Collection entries
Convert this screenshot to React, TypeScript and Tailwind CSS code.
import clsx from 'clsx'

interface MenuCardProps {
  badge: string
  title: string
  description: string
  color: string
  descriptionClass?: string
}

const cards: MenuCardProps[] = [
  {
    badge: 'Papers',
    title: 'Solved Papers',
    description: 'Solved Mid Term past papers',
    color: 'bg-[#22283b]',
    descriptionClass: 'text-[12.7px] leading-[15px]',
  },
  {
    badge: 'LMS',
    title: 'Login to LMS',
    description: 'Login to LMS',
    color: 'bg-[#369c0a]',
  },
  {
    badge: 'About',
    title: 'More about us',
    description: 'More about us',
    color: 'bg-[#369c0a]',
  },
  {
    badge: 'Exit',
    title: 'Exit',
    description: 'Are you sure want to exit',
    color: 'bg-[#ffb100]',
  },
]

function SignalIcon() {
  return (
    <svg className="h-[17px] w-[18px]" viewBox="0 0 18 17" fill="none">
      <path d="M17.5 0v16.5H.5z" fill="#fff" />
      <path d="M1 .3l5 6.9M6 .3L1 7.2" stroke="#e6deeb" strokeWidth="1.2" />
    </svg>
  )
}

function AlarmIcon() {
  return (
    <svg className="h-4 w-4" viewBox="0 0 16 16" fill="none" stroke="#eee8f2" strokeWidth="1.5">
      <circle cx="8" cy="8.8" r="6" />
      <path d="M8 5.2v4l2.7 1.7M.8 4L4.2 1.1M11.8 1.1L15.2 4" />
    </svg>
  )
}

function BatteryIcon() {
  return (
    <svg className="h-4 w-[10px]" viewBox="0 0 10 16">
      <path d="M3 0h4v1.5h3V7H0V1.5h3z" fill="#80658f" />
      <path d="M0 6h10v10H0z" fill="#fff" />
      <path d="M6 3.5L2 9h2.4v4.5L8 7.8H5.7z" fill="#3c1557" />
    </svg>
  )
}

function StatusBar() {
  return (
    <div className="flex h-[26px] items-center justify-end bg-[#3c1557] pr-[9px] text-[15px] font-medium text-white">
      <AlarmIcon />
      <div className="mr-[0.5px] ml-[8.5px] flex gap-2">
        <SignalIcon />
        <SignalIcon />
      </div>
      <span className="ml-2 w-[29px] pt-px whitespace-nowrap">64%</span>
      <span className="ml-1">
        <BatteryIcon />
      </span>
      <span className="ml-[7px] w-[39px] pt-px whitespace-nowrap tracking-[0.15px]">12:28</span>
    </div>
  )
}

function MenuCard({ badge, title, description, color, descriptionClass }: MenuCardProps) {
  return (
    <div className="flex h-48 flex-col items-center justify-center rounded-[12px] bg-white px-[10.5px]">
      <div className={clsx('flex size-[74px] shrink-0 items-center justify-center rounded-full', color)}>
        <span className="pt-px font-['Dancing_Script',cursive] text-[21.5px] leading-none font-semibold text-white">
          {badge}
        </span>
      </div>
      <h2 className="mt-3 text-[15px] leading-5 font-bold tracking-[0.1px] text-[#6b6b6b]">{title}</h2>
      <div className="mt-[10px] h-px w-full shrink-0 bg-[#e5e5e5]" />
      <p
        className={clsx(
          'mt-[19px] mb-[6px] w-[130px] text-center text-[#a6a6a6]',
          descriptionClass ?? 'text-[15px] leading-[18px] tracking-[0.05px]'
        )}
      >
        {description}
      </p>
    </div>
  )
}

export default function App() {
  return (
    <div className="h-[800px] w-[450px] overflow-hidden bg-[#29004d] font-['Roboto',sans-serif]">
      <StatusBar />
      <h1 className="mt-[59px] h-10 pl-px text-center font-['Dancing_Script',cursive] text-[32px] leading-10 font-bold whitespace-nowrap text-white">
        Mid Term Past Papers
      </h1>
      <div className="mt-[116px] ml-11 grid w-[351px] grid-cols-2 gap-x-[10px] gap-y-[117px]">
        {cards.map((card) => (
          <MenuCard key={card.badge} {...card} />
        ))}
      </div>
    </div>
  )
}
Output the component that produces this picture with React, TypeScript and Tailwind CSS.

§ Written request
The lines above should be duplicated exactly.

§ Task response
Convert this screenshot to React, TypeScript and Tailwind CSS code.
import clsx from 'clsx'

interface MenuCardProps {
  badge: string
  title: string
  description: string
  color: string
  descriptionClass?: string
}

const cards: MenuCardProps[] = [
  {
    badge: 'Papers',
    title: 'Solved Papers',
    description: 'Solved Mid Term past papers',
    color: 'bg-[#22283b]',
    descriptionClass: 'text-[12.7px] leading-[15px]',
  },
  {
    badge: 'LMS',
    title: 'Login to LMS',
    description: 'Login to LMS',
    color: 'bg-[#369c0a]',
  },
  {
    badge: 'About',
    title: 'More about us',
    description: 'More about us',
    color: 'bg-[#369c0a]',
  },
  {
    badge: 'Exit',
    title: 'Exit',
    description: 'Are you sure want to exit',
    color: 'bg-[#ffb100]',
  },
]

function SignalIcon() {
  return (
    <svg className="h-[17px] w-[18px]" viewBox="0 0 18 17" fill="none">
      <path d="M17.5 0v16.5H.5z" fill="#fff" />
      <path d="M1 .3l5 6.9M6 .3L1 7.2" stroke="#e6deeb" strokeWidth="1.2" />
    </svg>
  )
}

function AlarmIcon() {
  return (
    <svg className="h-4 w-4" viewBox="0 0 16 16" fill="none" stroke="#eee8f2" strokeWidth="1.5">
      <circle cx="8" cy="8.8" r="6" />
      <path d="M8 5.2v4l2.7 1.7M.8 4L4.2 1.1M11.8 1.1L15.2 4" />
    </svg>
  )
}

function BatteryIcon() {
  return (
    <svg className="h-4 w-[10px]" viewBox="0 0 10 16">
      <path d="M3 0h4v1.5h3V7H0V1.5h3z" fill="#80658f" />
      <path d="M0 6h10v10H0z" fill="#fff" />
      <path d="M6 3.5L2 9h2.4v4.5L8 7.8H5.7z" fill="#3c1557" />
    </svg>
  )
}

function StatusBar() {
  return (
    <div className="flex h-[26px] items-center justify-end bg-[#3c1557] pr-[9px] text-[15px] font-medium text-white">
      <AlarmIcon />
      <div className="mr-[0.5px] ml-[8.5px] flex gap-2">
        <SignalIcon />
        <SignalIcon />
      </div>
      <span className="ml-2 w-[29px] pt-px whitespace-nowrap">64%</span>
      <span className="ml-1">
        <BatteryIcon />
      </span>
      <span className="ml-[7px] w-[39px] pt-px whitespace-nowrap tracking-[0.15px]">12:28</span>
    </div>
  )
}

function MenuCard({ badge, title, description, color, descriptionClass }: MenuCardProps) {
  return (
    <div className="flex h-48 flex-col items-center justify-center rounded-[12px] bg-white px-[10.5px]">
      <div className={clsx('flex size-[74px] shrink-0 items-center justify-center rounded-full', color)}>
        <span className="pt-px font-['Dancing_Script',cursive] text-[21.5px] leading-none font-semibold text-white">
          {badge}
        </span>
      </div>
      <h2 className="mt-3 text-[15px] leading-5 font-bold tracking-[0.1px] text-[#6b6b6b]">{title}</h2>
      <div className="mt-[10px] h-px w-full shrink-0 bg-[#e5e5e5]" />
      <p
        className={clsx(
          'mt-[19px] mb-[6px] w-[130px] text-center text-[#a6a6a6]',
          descriptionClass ?? 'text-[15px] leading-[18px] tracking-[0.05px]'
        )}
      >
        {description}
      </p>
    </div>
  )
}

export default function App() {
  return (
    <div className="h-[800px] w-[450px] overflow-hidden bg-[#29004d] font-['Roboto',sans-serif]">
      <StatusBar />
      <h1 className="mt-[59px] h-10 pl-px text-center font-['Dancing_Script',cursive] text-[32px] leading-10 font-bold whitespace-nowrap text-white">
        Mid Term Past Papers
      </h1>
      <div className="mt-[116px] ml-11 grid w-[351px] grid-cols-2 gap-x-[10px] gap-y-[117px]">
        {cards.map((card) => (
          <MenuCard key={card.badge} {...card} />
        ))}
      </div>
    </div>
  )
}
Output the component that produces this picture with React, TypeScript and Tailwind CSS.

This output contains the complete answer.